Your lips to God’s ears.
Lord willin’ an’ the crick don’t rise.
etc.
Dweller,
I have spent most of my adult life utterly ignoring the Jewish left, their attitudes about Zionism and the historical rights of the Jewish nation, or much of anything else. I understand that gang is losing its electoral power in Israel, and I’m happy to see that the same thing has been happening to them here in the USA. Especially since the votes were counted after the midterm national election in November 2010. I have no doubt that some of the real leftists will leave Israel, and that will be good for the country. I hope the same happens to their counterparts here in the USA. Most of that crowd are spiritual vagabonds in any case. Unlike the real Jews, they have no homeland, and I think they know it. So the time will come when the rest of the world will understand them a lot better, and in doing so, just ignore them. Jewish leftists are no more representative of the great Jewish nation than an occasional flea is representative of a good and otherwise healthy hunting dog.
As for the future of Egypt, not a few of them will be starving. Because there is little gainful work there, and there is not enough food to go around for their street mobs. Increasingly conservative US Congresses will be decreasingly willing to grant the US presidency money to feed those swine, and I feel damned good when I think of that.
Arnold Harris
Mount Horeb WI
Once again,
There! Now let’s commence the “peace process” that Obama is so hopeful of. Let’s start, by not recognizing Obama. The President of the US is… who? Great process. Next point: Let’s have a freeze on Presidential BMs. Next, I would like the UN to recognize me as US President, with Portland, OR as my capital. What a joke, that anyone believes these clowns!
My thanks, Arnold, for the fleshing-out of your proposition.
It’s a helluva scenario.
The problem (unspoken) that it raises, of course, is the little matter of the “world community.”
In a shooting war, TBS, where things usually go quickly for Israel, circumstances lend themselves better to faits accomplis.
But the aftermath of these things can drag on endlessly — certainly long enough for the opposition to organize itself against Israel. Yes, yes, I know: ‘the world can go fork itself’ (that was a courtesy, not a typo).
It would be easier to take such a stance, I suppose, were it not for the fact that the likelihood is that the opposition would be headed up — or sparked anyway — by The Jewish Left.
And even the shooting part of a war is never — thus far — fully satisfactory for the existing G.O.I. of the day: because the world never LETS the Jewish state win in a manner that destroys the enemy.

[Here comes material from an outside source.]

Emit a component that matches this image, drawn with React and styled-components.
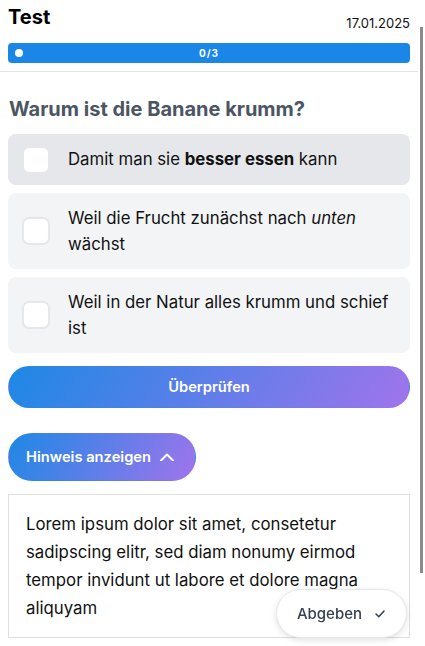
import React, { useLayoutEffect, useRef } from 'react';
import styled, { createGlobalStyle } from 'styled-components';

const GlobalStyle = createGlobalStyle`
  html, body, #root {
    height: 100%;
    margin: 0;
  }
  body {
    font-family: Inter, 'Noto Sans', sans-serif;
    color: #111;
    background: #fff;
  }
  * {
    box-sizing: border-box;
  }
`;

const Page = styled.div`
  display: flex;
  height: 100vh;
`;

const Scroller = styled.div`
  flex: 1;
  min-width: 0;
  overflow-y: auto;
  scrollbar-width: none;
`;

// scroll indicator next to the scrolled content
const Rail = styled.div`
  flex: 0 0 7px;
  padding: 27px 2px 0;
`;

const Thumb = styled.div`
  height: 546px;
  background: #8b8b8b;
`;

const Header = styled.header`
  position: sticky;
  top: 0;
  z-index: 2;
  background: #fff;
  padding: 5px 8px 8px;
  border-bottom: 1px solid #e5e5e5;
`;

const TitleRow = styled.div`
  display: flex;
  justify-content: space-between;
  align-items: flex-end;
`;

const Title = styled.h1`
  margin: 0;
  font-size: 20px;
  line-height: 24px;
  font-weight: 700;
  color: #000;
`;

const DateLabel = styled.span`
  font-size: 13px;
  line-height: 16px;
  margin-bottom: -2px;
  color: #111;
`;

const Progress = styled.div`
  margin-top: 14px;
  height: 20px;
  border-radius: 4px;
  background: #1a87e8;
  padding: 0 7px;
  display: grid;
  grid-template-columns: 1fr auto 1fr;
  align-items: center;
  color: #fff;
  font-size: 10px;
  font-weight: 700;
  letter-spacing: 1px;
`;

const Dot = styled.span`
  width: 8px;
  height: 8px;
  border-radius: 50%;
  background: #fff;
`;

const Main = styled.main`
  padding: 55px 8px 94px;
`;

const Question = styled.h2`
  margin: 0 0 11px;
  padding-left: 1px;
  font-size: 20px;
  line-height: 28px;
  font-weight: 700;
  color: #4b5563;
`;

const Options = styled.div`
  display: flex;
  flex-direction: column;
  gap: 8px;
`;

const Option = styled.label`
  display: flex;
  align-items: center;
  gap: 18px;
  padding: 11.5px 14px;
  border-radius: 8px;
  background: ${p => (p.$hover ? '#e5e7eb' : '#f3f4f6')};
  font-size: 16.8px;
  line-height: 26.5px;
  color: #111;
  cursor: pointer;
`;

const Box = styled.span`
  flex-shrink: 0;
  width: 28px;
  height: 28px;
  border: 2px solid #e5e7eb;
  border-radius: 7px;
  background: #fff;
`;

const GradientButton = styled.button`
  border: 1px solid transparent;
  border-radius: 999px;
  background: linear-gradient(120deg, #1e88e5, #a074ec);
  color: #fff;
  font-family: inherit;
  font-size: 14.7px;
  font-weight: 600;
  cursor: pointer;
`;

const CheckButton = styled(GradientButton)`
  display: block;
  width: 100%;
  height: 42px;
  margin-top: 13px;
`;

const HintToggle = styled(GradientButton)`
  display: flex;
  align-items: center;
  gap: 9px;
  width: fit-content;
  height: 48px;
  margin-top: 25px;
  padding: 0 21px 0 17px;
`;

const HintBox = styled.div`
  margin-top: 13px;
  border: 1px solid #e0e0e0;
  padding: 15px 17px 15px;
  font-size: 16.8px;
  line-height: 28px;
  color: #111;
`;

const SubmitButton = styled.button`
  position: fixed;
  right: 18px;
  bottom: 8px;
  z-index: 3;
  display: flex;
  align-items: center;
  gap: 13px;
  height: 49px;
  padding: 0 21px 0 20px;
  border: 1px solid #e5e7eb;
  border-radius: 999px;
  background: #fff;
  box-shadow: 0 2px 6px rgba(0, 0, 0, 0.12);
  font-family: inherit;
  font-size: 15px;
  font-weight: 500;
  color: #374151;
  cursor: pointer;
`;

const options = [
  { id: 1, text: <>Damit man sie <b>besser essen</b> kann</> },
  { id: 2, text: <>Weil die Frucht zunächst nach <i>unten</i> wächst</> },
  { id: 3, text: <>Weil in der Natur alles krumm und schief ist</> }
];

const ChevronUp = () => (
  <svg width="14" height="8" viewBox="0 0 14 8" fill="none">
    <polyline points="1,7.5 7,1.5 13,7.5" stroke="#fff" strokeWidth="2" strokeLinecap="round" strokeLinejoin="round" />
  </svg>
);

const Check = () => (
  <svg width="10" height="8" viewBox="0 0 10 8" fill="none">
    <polyline points="1,4 3.8,6.8 9,1" stroke="#374151" strokeWidth="1.5" strokeLinecap="round" strokeLinejoin="round" />
  </svg>
);

export default function App() {
  const scroller = useRef(null);

  useLayoutEffect(() => {
    if (scroller.current) scroller.current.scrollTop = 32;
  }, []);

  return (
    <>
      <GlobalStyle />
      <Page>
        <Scroller ref={scroller}>
          <Header>
            <TitleRow>
              <Title>Test</Title>
              <DateLabel>17.01.2025</DateLabel>
            </TitleRow>
            <Progress>
              <Dot />
              <span>0/3</span>
              <span />
            </Progress>
          </Header>
          <Main>
            <Question>Warum ist die Banane krumm?</Question>
            <Options>
              {options.map((o, i) => (
                <Option key={o.id} $hover={i === 0}>
                  <Box />
                  <span>{o.text}</span>
                </Option>
              ))}
            </Options>
            <CheckButton>Überprüfen</CheckButton>
            <HintToggle>
              Hinweis anzeigen
              <ChevronUp />
            </HintToggle>
            <HintBox>
              Lorem ipsum dolor sit amet, consetetur sadipscing elitr, sed diam nonumy eirmod tempor invidunt ut labore et dolore magna aliquyam
            </HintBox>
          </Main>
        </Scroller>
        <Rail>
          <Thumb />
        </Rail>
      </Page>
      <SubmitButton>
        Abgeben
        <Check />
      </SubmitButton>
    </>
  );
}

Think about it: In which of the conflicts that you cited — 1949, 1956, 1967, 1973 — did the IDF get to FINISH the job on the ground?
There’s a first time for everything, of course — but what would give rise to it, frankly, eludes me for the present.
Dweller, who said anything about asking permission of the Egyptians?
If Israel breaks the Egyptian army in the Sinai peninsula, which is precisely what happened in 1949, 1956, 1967 and 1973, then the Egyptians will have no means of stopping the Israeli army from occupying part of the west bank of the Suez Canal. That is specifically what Israel did in 1973, when they occupied the important city of Suez on the other side of the canal. The idea is that the Israelis would keep control of that place long enough to export the whole Gaza population into Egypt proper.
Then the negotiated terms of withdrawal would be that the Arabs keep the Arabs, while Israel keeps everything on the eastern side of the canal. They say they don’t like those terms? Then the Israeli army hangs around long enough to fuck them over enough to get them to change their mind.
The moral of the story is just this. Power essentially boils down to the ability of someone or an organized society to enforce its will over others. If you have the power, you can do what ever the hell you want in pursuit of your own interests, and all the losers can do is whine about it to the UNO.
In the long run, will the Gaza Arabs stay in Egypt if Israel shoves them across the Suez Canal? Sure. Who in the hell else would invite any of them to come to some other country? Besides. Egypt is a comparatively big country. Not a lot of American style opportunities there, but whatever they do have sure beats the Gaza shithole. Arabs are hateful, but they aren’t dumb. They will find such opportunities as they find wherever they land. After a generation or two, Palestine for them will be as forgotten as Babylon.
Arnold Harris
Mount Horeb WI
And if Egypt doesn’t let them in?
(That’s not a far-fetched question, Arnold.)
If the Egyptians haven’t taken them in for the past several decades,
why would they do so now?
That’s exactly what I expected them to say, and I believe them. They all are at permanent war with the Jewish state and the Jewish nation. So both the Jewish state and nation would respond in kind, by making permanent war against them. The day will surely come when Israel will be compelled to destroy yet another Egyptian army in the depths of the Sinai peninsula. When they do that, I strongly suggest they annex the Sinai immediately, start rebuilding Jewish settlements and small cities such as the Yamit that our Yamit82 named himself after, then begin expelling the Gaza Arab population straight westward, across the Suez Canal, and into Egypt, where they will remain the rest of their hopefully short lives.
—-
I would like to say that I hope the suggestions that I make on these topics make sense to the rest of you. But even if they don’t make sense to you, I can live with that. Because I have the consciousness of the thoroughly tough-minded and thick-skinned Russian Jews whose community gave birth to my grandfather in one of the small villages of western Russia back in 1867. And that attitude reflects the sometimes cold and nasty streets of Chicago where I mostly was raised during the 1940s and early 1950s. I too have no sense of mercy for enemies, until they either quit the struggle or they are dead.
Arnold Harris
Mount Horeb WI
Any sane Jewish government would know what to do.
No!
Any sane Jewish government would have known this for the past 45 years and would have prevent the present situation from taking place.